One great use of recursion is to solve problems using exhaustive search with backtracking. What makes recursion nice is how easy it is to write the program. The basic structure is as follows:
You have a problem that you want to solve by assigning values to data. The values will have some interrelated constraints. You attempt to solve it by assigning all possible values to the first piece of data. When you assign a value, you make a recursive call to solve the rest of the problem. If successful, you're done. However, if solving the rest of the problem is unsuccessful, then you'll be alerted to this fact when the recursive call returns. You then remove the value that you have assigned, and assign the next value.

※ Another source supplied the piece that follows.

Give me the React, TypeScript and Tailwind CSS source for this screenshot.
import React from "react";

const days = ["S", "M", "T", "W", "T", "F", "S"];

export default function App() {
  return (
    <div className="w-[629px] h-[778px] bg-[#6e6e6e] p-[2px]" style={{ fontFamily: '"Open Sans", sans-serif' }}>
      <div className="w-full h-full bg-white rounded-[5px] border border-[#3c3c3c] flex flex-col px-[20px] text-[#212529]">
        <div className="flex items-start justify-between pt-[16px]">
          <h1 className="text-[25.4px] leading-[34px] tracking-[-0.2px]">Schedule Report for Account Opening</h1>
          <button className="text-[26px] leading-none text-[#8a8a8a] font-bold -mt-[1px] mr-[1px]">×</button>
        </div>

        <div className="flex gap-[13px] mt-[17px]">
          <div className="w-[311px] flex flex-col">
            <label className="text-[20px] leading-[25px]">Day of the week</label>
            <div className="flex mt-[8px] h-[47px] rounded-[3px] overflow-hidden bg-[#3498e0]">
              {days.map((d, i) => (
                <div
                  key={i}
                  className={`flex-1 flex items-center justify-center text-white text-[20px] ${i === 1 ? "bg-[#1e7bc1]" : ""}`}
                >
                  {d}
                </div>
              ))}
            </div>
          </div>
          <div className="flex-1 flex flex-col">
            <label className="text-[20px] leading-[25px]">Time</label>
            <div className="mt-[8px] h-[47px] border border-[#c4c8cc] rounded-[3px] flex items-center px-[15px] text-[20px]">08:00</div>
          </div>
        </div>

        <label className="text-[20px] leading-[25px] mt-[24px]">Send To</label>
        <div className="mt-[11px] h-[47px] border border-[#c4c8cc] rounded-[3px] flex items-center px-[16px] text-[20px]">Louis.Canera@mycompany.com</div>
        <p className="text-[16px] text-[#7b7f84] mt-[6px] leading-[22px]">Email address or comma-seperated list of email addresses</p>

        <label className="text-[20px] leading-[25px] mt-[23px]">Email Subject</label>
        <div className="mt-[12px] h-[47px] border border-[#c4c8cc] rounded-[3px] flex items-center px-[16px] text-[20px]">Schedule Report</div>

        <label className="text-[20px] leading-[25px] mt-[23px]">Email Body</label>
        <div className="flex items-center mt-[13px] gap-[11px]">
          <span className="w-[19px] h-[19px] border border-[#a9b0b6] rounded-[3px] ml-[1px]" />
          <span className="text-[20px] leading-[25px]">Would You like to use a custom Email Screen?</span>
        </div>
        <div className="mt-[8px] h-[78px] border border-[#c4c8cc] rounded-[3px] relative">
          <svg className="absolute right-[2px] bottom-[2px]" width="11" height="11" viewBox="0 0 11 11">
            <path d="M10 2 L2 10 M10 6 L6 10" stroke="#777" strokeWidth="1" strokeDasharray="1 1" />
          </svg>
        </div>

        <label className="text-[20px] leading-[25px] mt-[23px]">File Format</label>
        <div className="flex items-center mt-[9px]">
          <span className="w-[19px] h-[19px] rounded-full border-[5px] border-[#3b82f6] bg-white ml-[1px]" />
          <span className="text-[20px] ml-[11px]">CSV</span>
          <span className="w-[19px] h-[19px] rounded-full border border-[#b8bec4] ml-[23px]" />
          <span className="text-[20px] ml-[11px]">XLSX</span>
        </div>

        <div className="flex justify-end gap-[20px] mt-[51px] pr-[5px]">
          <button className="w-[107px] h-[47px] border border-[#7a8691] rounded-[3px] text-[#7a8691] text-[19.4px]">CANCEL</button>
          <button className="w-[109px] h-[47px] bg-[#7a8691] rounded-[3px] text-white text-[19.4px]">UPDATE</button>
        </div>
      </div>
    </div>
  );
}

The example problem that we'll work on is Sudoku. A Sudoku puzzle is a 9x9 grid of numbers between 1 and 9. You are given a grid that is partially filled in, and your job is to fill the rest of the grid in so that:
- No row contains the same number twice.
- No column contains the same number twice.
- There are 9 3x3 panels in the grid, starting with the upper left-hand corner. No 3x3 panel may contain the same number twice.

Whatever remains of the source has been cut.